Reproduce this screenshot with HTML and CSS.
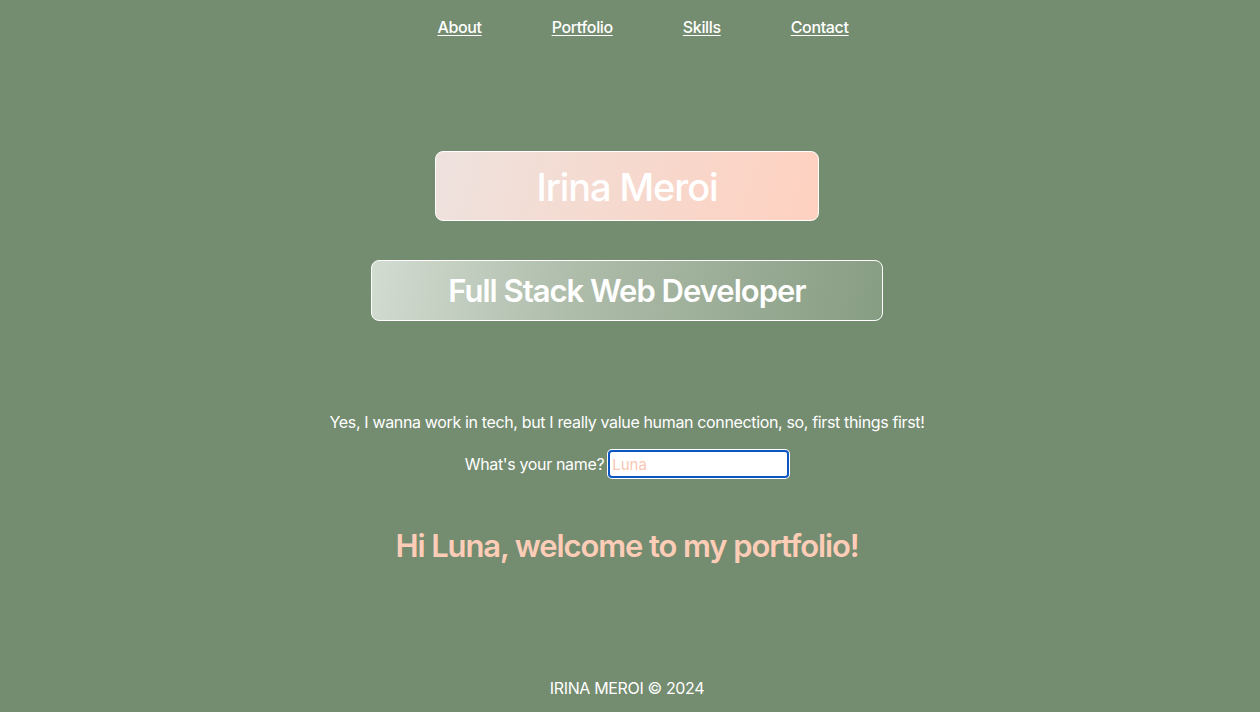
FILE: index.html
```html
<!DOCTYPE html>
<html lang="en">
<head>
<meta charset="utf-8">
<title>Irina Meroi</title>
<link rel="stylesheet" href="styles.css">
</head>
<body>
<nav class="nav">
  <a href="#about">About</a>
  <a href="#portfolio">Portfolio</a>
  <a href="#skills">Skills</a>
  <a href="#contact">Contact</a>
</nav>
<main class="hero">
  <h1 class="name-box">Irina Meroi</h1>
  <h2 class="role-box">Full Stack Web Developer</h2>
  <p class="intro">Yes, I wanna work in tech, but I really value human connection, so, first things first!</p>
  <form class="ask">
    <label for="name">What's your name?</label>
    <input id="name" class="name-input" type="text" placeholder="Luna">
  </form>
  <h3 class="greeting">Hi Luna, welcome to my portfolio!</h3>
</main>
<footer class="footer">IRINA MEROI © 2024</footer>
</body>
</html>
```
FILE: styles.css
```css
html, body {
  margin: 0;
  padding: 0;
}
body {
  background: #748c70;
  color: #ffffff;
  font-family: Inter, "Noto Sans", "Liberation Sans", sans-serif;
  font-size: 16px;
  letter-spacing: -0.35px;
  height: 712px;
  display: flex;
  flex-direction: column;
  align-items: center;
}
.nav {
  display: flex;
  gap: 70px;
  padding-top: 17px;
  padding-left: 26px;
  height: 20px;
}
.nav a {
  color: #ffffff;
  text-decoration: underline;
  text-underline-offset: 2px;
  font-weight: 500;
  line-height: 20px;
}
.hero {
  display: flex;
  flex-direction: column;
  align-items: center;
  margin-left: -6px;
}
.name-box {
  margin: 114px 0 0;
  width: 382px;
  height: 68px;
  border: 1px solid #ffffff;
  border-radius: 8px;
  background: linear-gradient(105deg, #eee2de 0%, #f6d9ce 50%, #fed1c0 100%);
  font-size: 38px;
  font-weight: 500;
  line-height: 70px;
  text-align: center;
  letter-spacing: -1.1px;
}
.role-box {
  margin: 39px 0 0;
  width: 510px;
  height: 59px;
  border: 1px solid #ffffff;
  border-radius: 8px;
  background: linear-gradient(100deg, #d2dcd1 0%, #aebcaa 40%, #879d83 100%);
  font-size: 31px;
  font-weight: 600;
  line-height: 60px;
  text-align: center;
  letter-spacing: -1px;
}
.intro {
  margin: 91px 0 0;
  line-height: 20px;
  font-size: 16px;
}
.ask {
  margin-top: 18px;
  display: flex;
  align-items: center;
  gap: 4px;
}
.ask label {
  line-height: 20px;
}
.name-input {
  width: 181px;
  height: 28px;
  box-sizing: border-box;
  border: 2px solid #0b56c2;
  border-radius: 4px;
  box-shadow: 0 0 0 1px #ffffff;
  padding: 0 2px;
  font-family: Inter, "Noto Sans", sans-serif;
  font-size: 15px;
  color: #f9c7b3;
  background: #ffffff;
  outline: none;
}
.name-input::placeholder {
  color: #fbc6b2;
  opacity: 1;
}
.greeting {
  margin: 48px 0 0;
  color: #fecdb8;
  font-size: 31px;
  font-weight: 600;
  line-height: 40px;
  letter-spacing: -1.1px;
}
.footer {
  margin-top: auto;
  margin-bottom: 14px;
  margin-left: -6px;
  line-height: 20px;
}
```
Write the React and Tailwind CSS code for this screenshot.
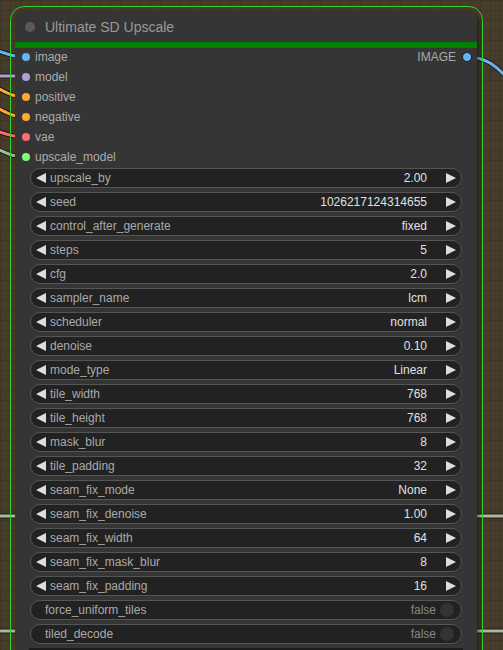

------------

● Required work
Transcribe the records verbatim and omit the images.

● Solution to this exercise
Reproduce this screenshot with HTML and CSS.
FILE: index.html
```html
<!DOCTYPE html>
<html lang="en">
<head>
<meta charset="utf-8">
<title>Irina Meroi</title>
<link rel="stylesheet" href="styles.css">
</head>
<body>
<nav class="nav">
  <a href="#about">About</a>
  <a href="#portfolio">Portfolio</a>
  <a href="#skills">Skills</a>
  <a href="#contact">Contact</a>
</nav>
<main class="hero">
  <h1 class="name-box">Irina Meroi</h1>
  <h2 class="role-box">Full Stack Web Developer</h2>
  <p class="intro">Yes, I wanna work in tech, but I really value human connection, so, first things first!</p>
  <form class="ask">
    <label for="name">What's your name?</label>
    <input id="name" class="name-input" type="text" placeholder="Luna">
  </form>
  <h3 class="greeting">Hi Luna, welcome to my portfolio!</h3>
</main>
<footer class="footer">IRINA MEROI © 2024</footer>
</body>
</html>
```
FILE: styles.css
```css
html, body {
  margin: 0;
  padding: 0;
}
body {
  background: #748c70;
  color: #ffffff;
  font-family: Inter, "Noto Sans", "Liberation Sans", sans-serif;
  font-size: 16px;
  letter-spacing: -0.35px;
  height: 712px;
  display: flex;
  flex-direction: column;
  align-items: center;
}
.nav {
  display: flex;
  gap: 70px;
  padding-top: 17px;
  padding-left: 26px;
  height: 20px;
}
.nav a {
  color: #ffffff;
  text-decoration: underline;
  text-underline-offset: 2px;
  font-weight: 500;
  line-height: 20px;
}
.hero {
  display: flex;
  flex-direction: column;
  align-items: center;
  margin-left: -6px;
}
.name-box {
  margin: 114px 0 0;
  width: 382px;
  height: 68px;
  border: 1px solid #ffffff;
  border-radius: 8px;
  background: linear-gradient(105deg, #eee2de 0%, #f6d9ce 50%, #fed1c0 100%);
  font-size: 38px;
  font-weight: 500;
  line-height: 70px;
  text-align: center;
  letter-spacing: -1.1px;
}
.role-box {
  margin: 39px 0 0;
  width: 510px;
  height: 59px;
  border: 1px solid #ffffff;
  border-radius: 8px;
  background: linear-gradient(100deg, #d2dcd1 0%, #aebcaa 40%, #879d83 100%);
  font-size: 31px;
  font-weight: 600;
  line-height: 60px;
  text-align: center;
  letter-spacing: -1px;
}
.intro {
  margin: 91px 0 0;
  line-height: 20px;
  font-size: 16px;
}
.ask {
  margin-top: 18px;
  display: flex;
  align-items: center;
  gap: 4px;
}
.ask label {
  line-height: 20px;
}
.name-input {
  width: 181px;
  height: 28px;
  box-sizing: border-box;
  border: 2px solid #0b56c2;
  border-radius: 4px;
  box-shadow: 0 0 0 1px #ffffff;
  padding: 0 2px;
  font-family: Inter, "Noto Sans", sans-serif;
  font-size: 15px;
  color: #f9c7b3;
  background: #ffffff;
  outline: none;
}
.name-input::placeholder {
  color: #fbc6b2;
  opacity: 1;
}
.greeting {
  margin: 48px 0 0;
  color: #fecdb8;
  font-size: 31px;
  font-weight: 600;
  line-height: 40px;
  letter-spacing: -1.1px;
}
.footer {
  margin-top: auto;
  margin-bottom: 14px;
  margin-left: -6px;
  line-height: 20px;
}
```
Write the React and Tailwind CSS code for this screenshot.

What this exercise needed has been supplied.